Shins frontman James Mercer stops, midstride, on the way to the band's dressing room, to find Kevin beaming at him from the foot of the stairs. "So I went to the concert last night and got a copy of the set list!"
"Wow, that's great . . ." Mercer replies, smiling politely. "Congratulations." He turns again to head upstairs.
"You want me to make you a copy? I could make you a copy," Kevin shouts after him. Mercer stops again, waits. "It was a great show, only they didn't play 'Sandman.' But other than that . . . Oh, you're busy," he catches himself, taking note of the trespassing journalist Kevin's forgotten -- amazingly -- to ask for her backstage pass.
"Well, that was weird," Mercer notes quietly as he rounds the stairs, out of earshot of his new best friend. He seems surprised and a little baffled that he and his bandmates -- a bunch of scruffy, unassuming musicians with two under-the-radar LPs to their credit -- have managed to turn the Bowery Ballroom's hardest-hearted hulk into a lovestruck schoolboy. Likewise, Mercer appears genuinely puzzled by the attention and admiration that have slowly built up steam around the Shins since the 2001 release of Oh, Inverted World, the band's debut.
Nevertheless, he's going to have to get used to the spotlight. The Shins may be dark-horse candidates for stardom, inasmuch as Mercer and his bandmates all come off as something short of cool (but well past nerdy), and their dewy yet razor-sharp pop songs steer way clear of anything you'd call trendy. But, judging by the sold-out crowds packing into all three nights of Shins shows at the Bowery and the media klieg lights blazing at them during the day, the band is poised to take off in some possibly big, but definitely important way. And judging by Chutes Too Narrow, the Shins' recently released second LP, the excitement is more than deserved. Whether Mercer likes it or not.
"It is kind of strange," Mercer admits, peeling off the label on his Amstel as he takes a moment to gather his thoughts. "I mean, it's odd to have gotten to a place where people know who we are, where it's possible for complete strangers to recognize me on the street, because . . ." He pauses again, considers, pulls the last of the label off his beer bottle in one deft stroke. "Because, I don't know, they saw a video or came to see one of our shows or something. I'm still getting used to it, to be honest."
While the tape recorder's on, Mercer's replies are very crafted, very measured. But you can sense something deep and weird burning under the surface, particularly when he glues his megawatt gaze on you. Mercer himself is an apt metonym for the songs he writes. Though the major-chord hooks and uptempo timing of Oh, Inverted World suggested '60s-style beach pop at its sunniest, something in every song hinted at a weirder, darker universe. The darkness in the music gave the songs both weight and a contrasting fragility. One misplaced note, you sensed, listening to tracks like "Caring Is Creepy" and "New Slang," and the whole thing might shatter.

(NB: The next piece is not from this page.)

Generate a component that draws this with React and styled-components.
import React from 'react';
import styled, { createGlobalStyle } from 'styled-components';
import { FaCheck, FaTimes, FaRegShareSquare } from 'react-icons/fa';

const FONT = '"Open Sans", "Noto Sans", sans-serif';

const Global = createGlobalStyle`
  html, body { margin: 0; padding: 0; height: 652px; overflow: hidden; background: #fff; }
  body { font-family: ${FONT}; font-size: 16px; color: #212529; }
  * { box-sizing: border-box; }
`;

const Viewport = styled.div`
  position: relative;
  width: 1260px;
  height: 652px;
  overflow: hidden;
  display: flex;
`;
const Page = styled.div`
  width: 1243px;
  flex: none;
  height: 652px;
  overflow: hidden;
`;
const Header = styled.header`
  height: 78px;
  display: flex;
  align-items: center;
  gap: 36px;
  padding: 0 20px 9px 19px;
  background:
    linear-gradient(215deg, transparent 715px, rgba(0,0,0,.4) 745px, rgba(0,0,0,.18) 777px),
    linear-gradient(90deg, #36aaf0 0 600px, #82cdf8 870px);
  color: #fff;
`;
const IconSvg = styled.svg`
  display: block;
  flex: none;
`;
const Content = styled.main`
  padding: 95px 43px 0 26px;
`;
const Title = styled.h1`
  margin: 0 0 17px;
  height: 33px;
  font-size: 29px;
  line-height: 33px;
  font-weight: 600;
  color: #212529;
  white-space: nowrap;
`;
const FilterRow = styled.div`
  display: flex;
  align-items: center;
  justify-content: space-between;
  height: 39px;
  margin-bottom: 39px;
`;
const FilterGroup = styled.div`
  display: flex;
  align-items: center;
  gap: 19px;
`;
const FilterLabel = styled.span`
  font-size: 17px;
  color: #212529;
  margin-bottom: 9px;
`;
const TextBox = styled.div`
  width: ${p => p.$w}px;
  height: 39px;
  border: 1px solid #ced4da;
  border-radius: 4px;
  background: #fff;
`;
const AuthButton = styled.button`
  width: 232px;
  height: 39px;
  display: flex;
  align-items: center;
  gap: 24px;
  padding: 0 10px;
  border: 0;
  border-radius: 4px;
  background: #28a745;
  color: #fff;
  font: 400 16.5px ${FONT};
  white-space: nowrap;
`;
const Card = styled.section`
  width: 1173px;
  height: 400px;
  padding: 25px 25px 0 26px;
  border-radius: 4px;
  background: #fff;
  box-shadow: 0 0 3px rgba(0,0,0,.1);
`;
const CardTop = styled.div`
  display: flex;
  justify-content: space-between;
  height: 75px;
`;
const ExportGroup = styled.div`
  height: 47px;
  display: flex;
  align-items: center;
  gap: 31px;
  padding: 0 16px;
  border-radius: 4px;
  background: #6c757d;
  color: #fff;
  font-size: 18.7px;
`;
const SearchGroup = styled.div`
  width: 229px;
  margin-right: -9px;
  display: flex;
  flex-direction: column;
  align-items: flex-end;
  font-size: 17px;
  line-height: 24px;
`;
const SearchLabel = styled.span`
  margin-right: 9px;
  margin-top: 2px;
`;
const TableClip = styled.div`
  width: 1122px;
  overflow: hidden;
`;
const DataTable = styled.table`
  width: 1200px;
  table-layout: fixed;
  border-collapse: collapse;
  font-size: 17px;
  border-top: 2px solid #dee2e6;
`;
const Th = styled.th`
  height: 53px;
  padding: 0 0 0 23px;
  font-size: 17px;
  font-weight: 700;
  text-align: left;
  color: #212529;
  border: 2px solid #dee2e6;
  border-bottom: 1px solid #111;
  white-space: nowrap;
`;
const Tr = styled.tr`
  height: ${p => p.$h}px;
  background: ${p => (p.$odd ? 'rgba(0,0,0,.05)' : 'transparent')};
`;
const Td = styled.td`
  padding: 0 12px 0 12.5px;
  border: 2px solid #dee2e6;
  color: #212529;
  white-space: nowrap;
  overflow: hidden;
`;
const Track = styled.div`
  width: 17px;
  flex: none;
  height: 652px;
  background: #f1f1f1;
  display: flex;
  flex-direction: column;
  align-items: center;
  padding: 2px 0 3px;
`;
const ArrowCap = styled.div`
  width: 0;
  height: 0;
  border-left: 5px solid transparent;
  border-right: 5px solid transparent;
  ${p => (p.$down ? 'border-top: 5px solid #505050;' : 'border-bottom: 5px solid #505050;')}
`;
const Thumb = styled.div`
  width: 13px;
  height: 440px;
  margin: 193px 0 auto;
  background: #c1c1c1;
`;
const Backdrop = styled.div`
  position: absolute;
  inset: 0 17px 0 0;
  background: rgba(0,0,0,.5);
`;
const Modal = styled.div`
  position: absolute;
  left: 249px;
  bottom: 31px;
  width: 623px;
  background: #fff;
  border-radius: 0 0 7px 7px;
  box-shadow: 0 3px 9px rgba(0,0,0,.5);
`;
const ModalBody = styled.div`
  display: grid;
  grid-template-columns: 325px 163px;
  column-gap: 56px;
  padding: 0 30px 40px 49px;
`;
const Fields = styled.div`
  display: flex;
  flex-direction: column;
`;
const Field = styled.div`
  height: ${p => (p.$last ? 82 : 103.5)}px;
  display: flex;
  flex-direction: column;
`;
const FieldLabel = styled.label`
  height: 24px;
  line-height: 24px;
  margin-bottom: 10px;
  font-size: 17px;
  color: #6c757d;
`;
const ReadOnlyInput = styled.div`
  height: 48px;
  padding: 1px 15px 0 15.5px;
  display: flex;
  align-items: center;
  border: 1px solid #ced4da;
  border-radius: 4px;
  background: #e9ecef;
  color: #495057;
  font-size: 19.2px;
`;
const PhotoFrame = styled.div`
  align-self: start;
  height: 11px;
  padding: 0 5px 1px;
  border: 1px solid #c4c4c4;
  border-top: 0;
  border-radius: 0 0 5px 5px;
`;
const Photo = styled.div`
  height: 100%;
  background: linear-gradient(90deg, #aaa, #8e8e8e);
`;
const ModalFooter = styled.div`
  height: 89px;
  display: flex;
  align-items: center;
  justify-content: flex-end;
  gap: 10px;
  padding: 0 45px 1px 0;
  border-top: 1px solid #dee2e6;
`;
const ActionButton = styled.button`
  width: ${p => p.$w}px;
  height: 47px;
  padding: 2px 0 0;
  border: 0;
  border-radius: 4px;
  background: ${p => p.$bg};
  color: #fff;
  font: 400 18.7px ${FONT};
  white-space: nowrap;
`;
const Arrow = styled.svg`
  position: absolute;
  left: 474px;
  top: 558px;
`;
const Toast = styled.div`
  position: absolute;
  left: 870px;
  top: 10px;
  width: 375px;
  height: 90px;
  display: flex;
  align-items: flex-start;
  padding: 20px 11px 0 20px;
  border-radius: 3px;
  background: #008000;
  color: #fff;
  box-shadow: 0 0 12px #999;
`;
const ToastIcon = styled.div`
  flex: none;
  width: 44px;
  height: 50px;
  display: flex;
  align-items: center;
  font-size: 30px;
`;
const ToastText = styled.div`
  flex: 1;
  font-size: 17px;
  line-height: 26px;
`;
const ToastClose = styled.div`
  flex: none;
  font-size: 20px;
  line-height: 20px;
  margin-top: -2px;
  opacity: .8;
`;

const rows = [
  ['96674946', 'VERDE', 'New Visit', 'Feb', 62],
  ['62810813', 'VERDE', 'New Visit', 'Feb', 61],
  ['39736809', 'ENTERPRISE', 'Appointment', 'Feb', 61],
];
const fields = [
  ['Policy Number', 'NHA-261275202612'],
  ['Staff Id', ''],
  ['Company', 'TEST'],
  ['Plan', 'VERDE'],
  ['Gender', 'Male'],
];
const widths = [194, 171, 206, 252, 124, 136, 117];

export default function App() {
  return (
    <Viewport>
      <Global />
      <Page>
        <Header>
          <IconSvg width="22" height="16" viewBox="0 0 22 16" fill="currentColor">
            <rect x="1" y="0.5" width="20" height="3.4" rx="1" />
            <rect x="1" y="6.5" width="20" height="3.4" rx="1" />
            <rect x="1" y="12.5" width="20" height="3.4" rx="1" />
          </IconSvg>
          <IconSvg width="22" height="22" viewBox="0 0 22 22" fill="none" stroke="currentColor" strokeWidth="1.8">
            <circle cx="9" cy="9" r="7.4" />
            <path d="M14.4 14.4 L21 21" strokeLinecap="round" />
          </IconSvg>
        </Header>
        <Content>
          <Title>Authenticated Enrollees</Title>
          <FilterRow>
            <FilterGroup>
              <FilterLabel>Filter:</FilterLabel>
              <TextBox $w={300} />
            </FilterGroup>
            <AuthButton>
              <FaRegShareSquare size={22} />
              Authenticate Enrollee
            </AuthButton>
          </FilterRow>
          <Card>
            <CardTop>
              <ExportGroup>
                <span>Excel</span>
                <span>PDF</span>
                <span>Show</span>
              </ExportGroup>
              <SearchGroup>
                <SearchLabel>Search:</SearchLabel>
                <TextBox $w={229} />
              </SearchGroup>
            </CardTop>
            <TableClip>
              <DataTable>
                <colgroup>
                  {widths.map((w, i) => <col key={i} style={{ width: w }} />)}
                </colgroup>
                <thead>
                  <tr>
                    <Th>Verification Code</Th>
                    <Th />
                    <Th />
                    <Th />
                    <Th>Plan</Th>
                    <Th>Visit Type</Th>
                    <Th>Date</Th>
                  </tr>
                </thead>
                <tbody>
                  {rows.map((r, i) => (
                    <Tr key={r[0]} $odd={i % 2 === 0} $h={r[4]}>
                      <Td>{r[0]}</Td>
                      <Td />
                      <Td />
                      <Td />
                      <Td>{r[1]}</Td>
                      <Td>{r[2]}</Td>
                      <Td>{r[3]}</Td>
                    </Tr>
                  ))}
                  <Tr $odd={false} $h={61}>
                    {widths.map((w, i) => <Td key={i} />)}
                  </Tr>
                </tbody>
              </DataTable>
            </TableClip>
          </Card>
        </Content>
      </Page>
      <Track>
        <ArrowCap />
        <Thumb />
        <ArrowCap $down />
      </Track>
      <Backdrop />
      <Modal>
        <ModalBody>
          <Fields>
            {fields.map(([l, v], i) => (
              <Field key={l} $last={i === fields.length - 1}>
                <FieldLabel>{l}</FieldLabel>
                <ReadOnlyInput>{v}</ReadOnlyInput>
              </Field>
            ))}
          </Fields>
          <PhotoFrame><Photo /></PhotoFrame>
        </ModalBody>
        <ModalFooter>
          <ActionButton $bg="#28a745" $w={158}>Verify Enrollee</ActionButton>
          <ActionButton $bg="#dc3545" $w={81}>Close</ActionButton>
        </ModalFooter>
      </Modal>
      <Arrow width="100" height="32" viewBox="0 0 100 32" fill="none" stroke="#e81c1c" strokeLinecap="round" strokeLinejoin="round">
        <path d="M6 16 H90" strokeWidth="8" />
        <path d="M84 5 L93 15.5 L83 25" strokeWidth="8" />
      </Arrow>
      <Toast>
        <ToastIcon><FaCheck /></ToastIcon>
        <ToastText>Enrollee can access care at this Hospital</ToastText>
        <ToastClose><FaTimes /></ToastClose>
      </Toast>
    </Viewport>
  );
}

Chutes is, by Mercer's own admission, a sturdier effort.
"I've heard, with the new record, that it takes people a few listens to figure it out," he says. "But I don't really think it's that different . . . I mean, no more different than any of the songs on the last album were from each other. I think I was more confident this time around."

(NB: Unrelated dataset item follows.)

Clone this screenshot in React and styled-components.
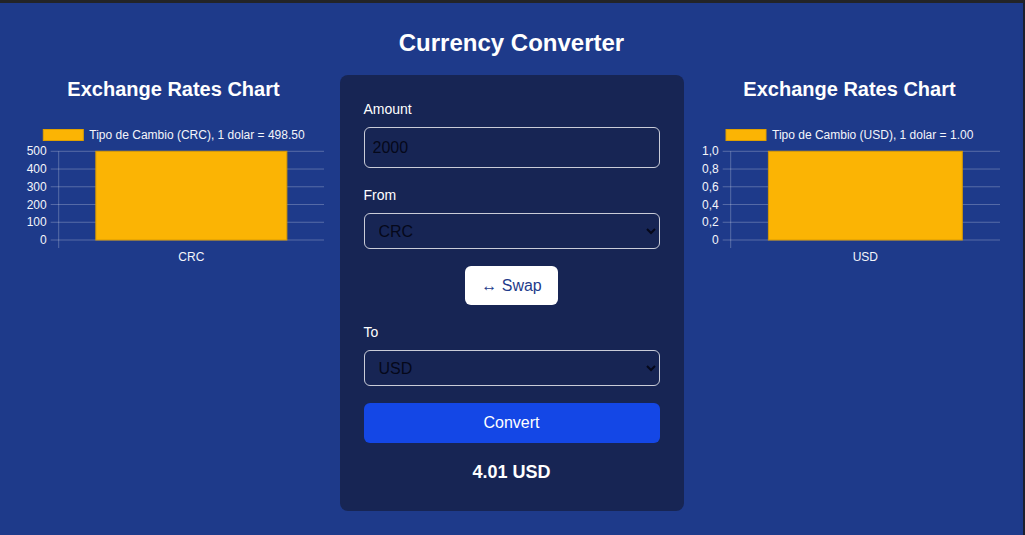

There have been other renovations at Chez Shins. For one thing, Mercer has left his longtime Albuquerque stomping grounds for greener pastures in Portland, Oregon. Although drummer Jesse Sandoval relocated as well, keyboardist-guitarist Marty Crandall remains in New Mexico, as does Dave Hernandez, who replaced Neal Langford on bass before the recording of Chutes.

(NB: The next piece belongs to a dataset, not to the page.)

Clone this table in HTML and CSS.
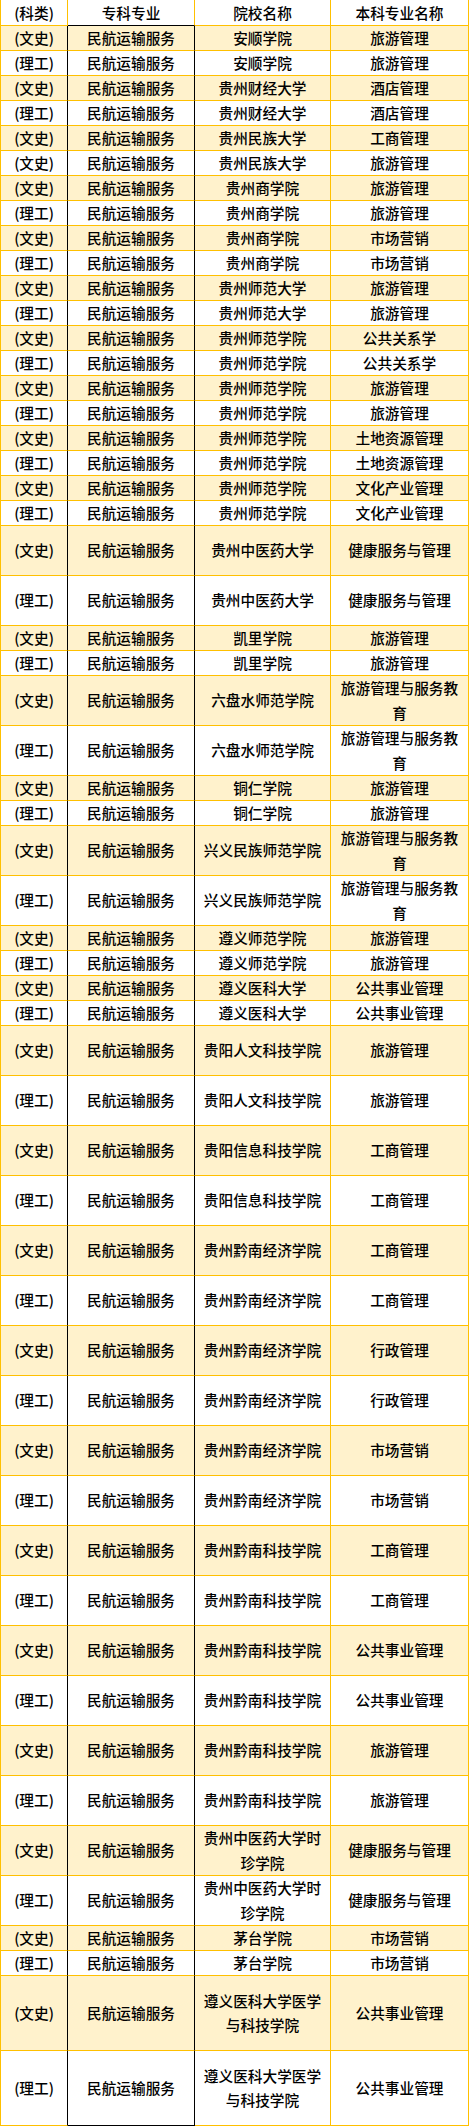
FILE: index.html
```html
<!DOCTYPE html>
<html lang="zh-CN">
<head>
<meta charset="utf-8">
<title>民航运输服务 专升本对应专业</title>
<link rel="stylesheet" href="styles.css">
</head>
<body>
<table class="sheet">
<colgroup><col class="c1"><col class="c2"><col class="c3"><col class="c4"></colgroup>
<thead>
<tr class="head"><th>(科类)</th><th>专科专业</th><th>院校名称</th><th>本科专业名称</th></tr>
</thead>
<tbody>
<tr class="s first"><td>(文史)</td><td>民航运输服务</td><td>安顺学院</td><td>旅游管理</td></tr>
<tr><td>(理工)</td><td>民航运输服务</td><td>安顺学院</td><td>旅游管理</td></tr>
<tr class="s"><td>(文史)</td><td>民航运输服务</td><td>贵州财经大学</td><td>酒店管理</td></tr>
<tr><td>(理工)</td><td>民航运输服务</td><td>贵州财经大学</td><td>酒店管理</td></tr>
<tr class="s"><td>(文史)</td><td>民航运输服务</td><td>贵州民族大学</td><td>工商管理</td></tr>
<tr><td>(文史)</td><td>民航运输服务</td><td>贵州民族大学</td><td>旅游管理</td></tr>
<tr class="s"><td>(文史)</td><td>民航运输服务</td><td>贵州商学院</td><td>旅游管理</td></tr>
<tr><td>(理工)</td><td>民航运输服务</td><td>贵州商学院</td><td>旅游管理</td></tr>
<tr class="s"><td>(文史)</td><td>民航运输服务</td><td>贵州商学院</td><td>市场营销</td></tr>
<tr><td>(理工)</td><td>民航运输服务</td><td>贵州商学院</td><td>市场营销</td></tr>
<tr class="s"><td>(文史)</td><td>民航运输服务</td><td>贵州师范大学</td><td>旅游管理</td></tr>
<tr><td>(理工)</td><td>民航运输服务</td><td>贵州师范大学</td><td>旅游管理</td></tr>
<tr class="s"><td>(文史)</td><td>民航运输服务</td><td>贵州师范学院</td><td>公共关系学</td></tr>
<tr><td>(理工)</td><td>民航运输服务</td><td>贵州师范学院</td><td>公共关系学</td></tr>
<tr class="s"><td>(文史)</td><td>民航运输服务</td><td>贵州师范学院</td><td>旅游管理</td></tr>
<tr><td>(理工)</td><td>民航运输服务</td><td>贵州师范学院</td><td>旅游管理</td></tr>
<tr class="s"><td>(文史)</td><td>民航运输服务</td><td>贵州师范学院</td><td>土地资源管理</td></tr>
<tr><td>(理工)</td><td>民航运输服务</td><td>贵州师范学院</td><td>土地资源管理</td></tr>
<tr class="s"><td>(文史)</td><td>民航运输服务</td><td>贵州师范学院</td><td>文化产业管理</td></tr>
<tr><td>(理工)</td><td>民航运输服务</td><td>贵州师范学院</td><td>文化产业管理</td></tr>
<tr class="s h2"><td>(文史)</td><td>民航运输服务</td><td>贵州中医药大学</td><td>健康服务与管理</td></tr>
<tr class="h2"><td>(理工)</td><td>民航运输服务</td><td>贵州中医药大学</td><td>健康服务与管理</td></tr>
<tr class="s"><td>(文史)</td><td>民航运输服务</td><td>凯里学院</td><td>旅游管理</td></tr>
<tr><td>(理工)</td><td>民航运输服务</td><td>凯里学院</td><td>旅游管理</td></tr>
<tr class="s h2"><td>(文史)</td><td>民航运输服务</td><td>六盘水师范学院</td><td>旅游管理与服务教育</td></tr>
<tr class="h2"><td>(理工)</td><td>民航运输服务</td><td>六盘水师范学院</td><td>旅游管理与服务教育</td></tr>
<tr class="s"><td>(文史)</td><td>民航运输服务</td><td>铜仁学院</td><td>旅游管理</td></tr>
<tr><td>(理工)</td><td>民航运输服务</td><td>铜仁学院</td><td>旅游管理</td></tr>
<tr class="s h2"><td>(文史)</td><td>民航运输服务</td><td>兴义民族师范学院</td><td>旅游管理与服务教育</td></tr>
<tr class="h2"><td>(理工)</td><td>民航运输服务</td><td>兴义民族师范学院</td><td>旅游管理与服务教育</td></tr>
<tr class="s"><td>(文史)</td><td>民航运输服务</td><td>遵义师范学院</td><td>旅游管理</td></tr>
<tr><td>(理工)</td><td>民航运输服务</td><td>遵义师范学院</td><td>旅游管理</td></tr>
<tr class="s"><td>(文史)</td><td>民航运输服务</td><td>遵义医科大学</td><td>公共事业管理</td></tr>
<tr><td>(理工)</td><td>民航运输服务</td><td>遵义医科大学</td><td>公共事业管理</td></tr>
<tr class="s h2"><td>(文史)</td><td>民航运输服务</td><td>贵阳人文科技学院</td><td>旅游管理</td></tr>
<tr class="h2"><td>(理工)</td><td>民航运输服务</td><td>贵阳人文科技学院</td><td>旅游管理</td></tr>
<tr class="s h2"><td>(文史)</td><td>民航运输服务</td><td>贵阳信息科技学院</td><td>工商管理</td></tr>
<tr class="h2"><td>(理工)</td><td>民航运输服务</td><td>贵阳信息科技学院</td><td>工商管理</td></tr>
<tr class="s h2"><td>(文史)</td><td>民航运输服务</td><td>贵州黔南经济学院</td><td>工商管理</td></tr>
<tr class="h2"><td>(理工)</td><td>民航运输服务</td><td>贵州黔南经济学院</td><td>工商管理</td></tr>
<tr class="s h2"><td>(文史)</td><td>民航运输服务</td><td>贵州黔南经济学院</td><td>行政管理</td></tr>
<tr class="h2"><td>(理工)</td><td>民航运输服务</td><td>贵州黔南经济学院</td><td>行政管理</td></tr>
<tr class="s h2"><td>(文史)</td><td>民航运输服务</td><td>贵州黔南经济学院</td><td>市场营销</td></tr>
<tr class="h2"><td>(理工)</td><td>民航运输服务</td><td>贵州黔南经济学院</td><td>市场营销</td></tr>
<tr class="s h2"><td>(文史)</td><td>民航运输服务</td><td>贵州黔南科技学院</td><td>工商管理</td></tr>
<tr class="h2"><td>(理工)</td><td>民航运输服务</td><td>贵州黔南科技学院</td><td>工商管理</td></tr>
<tr class="s h2"><td>(文史)</td><td>民航运输服务</td><td>贵州黔南科技学院</td><td>公共事业管理</td></tr>
<tr class="h2"><td>(理工)</td><td>民航运输服务</td><td>贵州黔南科技学院</td><td>公共事业管理</td></tr>
<tr class="s h2"><td>(文史)</td><td>民航运输服务</td><td>贵州黔南科技学院</td><td>旅游管理</td></tr>
<tr class="h2"><td>(理工)</td><td>民航运输服务</td><td>贵州黔南科技学院</td><td>旅游管理</td></tr>
<tr class="s h2"><td>(文史)</td><td>民航运输服务</td><td>贵州中医药大学时珍学院</td><td>健康服务与管理</td></tr>
<tr class="h2"><td>(理工)</td><td>民航运输服务</td><td>贵州中医药大学时珍学院</td><td>健康服务与管理</td></tr>
<tr class="s"><td>(文史)</td><td>民航运输服务</td><td>茅台学院</td><td>市场营销</td></tr>
<tr><td>(理工)</td><td>民航运输服务</td><td>茅台学院</td><td>市场营销</td></tr>
<tr class="s h3"><td>(文史)</td><td>民航运输服务</td><td>遵义医科大学医学与科技学院</td><td>公共事业管理</td></tr>
<tr class="h3 last"><td>(理工)</td><td>民航运输服务</td><td>遵义医科大学医学与科技学院</td><td>公共事业管理</td></tr>
</tbody>
</table>
</body>
</html>
```

FILE: styles.css
```css
html, body {
  margin: 0;
  padding: 0;
  background: #ffffff;
}

.sheet {
  border-collapse: separate;
  border-spacing: 0;
  table-layout: fixed;
  width: 469px;
  font-family: "Noto Sans CJK SC", "Noto Sans", sans-serif;
  font-size: 14.67px;
  font-weight: 500;
  color: #000000;
}

.c1 { width: 68px; }
.c2 { width: 127px; }
.c3 { width: 136px; }
.c4 { width: 138px; }

.sheet th,
.sheet td {
  box-sizing: border-box;
  padding: 0 4px;
  height: 25px;
  line-height: 24px;
  text-align: center;
  vertical-align: middle;
  font-weight: 500;
  border-right: 1px solid #ffc000;
  border-bottom: 1px solid #ffc000;
  overflow: hidden;
}

.sheet th:first-child,
.sheet td:first-child {
  border-left: 1px solid #ffc000;
}

.sheet .head th {
  height: 26px;
  line-height: 25px;
}

/* black outline around the second column body */
.sheet td:first-child {
  border-right-color: #000000;
}
.sheet td:nth-child(2) {
  border-right-color: #000000;
}
.sheet .head th:nth-child(2) {
  border-bottom-color: #000000;
}
.sheet .last td:nth-child(2) {
  border-bottom-color: #000000;
}

.sheet .s td {
  background: #fff2cc;
}

.sheet .h2 td {
  height: 50px;
  line-height: 24.5px;
}

.sheet .h3 td {
  height: 75px;
  line-height: 24.5px;
}
```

"It's no different, really," he explains. "You know, I started the Shins as a side project of Flake, kind of a private thing that then happened to turn into something else. I'm not saying we're not 'a band.' We are, but that's still the way things work." He shrugs. "It's healthy. I promise."
And, Mercer continues, the move was healthy in other ways, too.
"I'm a lot happier in Portland," he says. "Albuquerque doesn't have much of a music scene. It got to the point where so many people had moved, I'd go to one of the few clubs and not know anyone there. So I think, creatively and personally, it was very much a necessary change. I guess that's all part of the confidence thing . . . You know, you make a change for the better, and it changes you."
The confidence Mercer alludes to is reflected in the directness of Chutes Too Narrow. Whereas Oh, Inverted World sounded prismatic, drenched in reverb and highlighted by ethereal, doubled-up harmonies and synths, erstwhile Built to Spill producer Phil Ek has given Chutes a gleaming, crystalline mix that underscores the increased muscularity of Mercer's songwriting. Overall, the album has the energy of a breakup album, by turns brash and wistful, and frequently lacerating.
"Well . . . huh." Mercer appears at a loss for words. "I guess you could say it's a breakup album about breaking up with my old life, but, well, actually, I was really trying not to write so much about external events, like girls or fights or whatever. I tried to be, I don't know, more in tune with my stream-of-consciousness . . ."
He sighs. For a moment, Mercer is lost in thought, tracing a vein of indigo down a leg of his brand-new jeans.
"I wanted the lyrics on this record to be really direct, really simple, in a way," he resumes. "Not simple in terms of ideas, but . . . I guess what I mean is that on Oh, Inverted World, I was definitely being cryptic on purpose . . ." He trails off again. Mercer considers for a second and then finishes the thought. "I think you can hide a lot of yourself by being obscure. But I think it's time for something else now."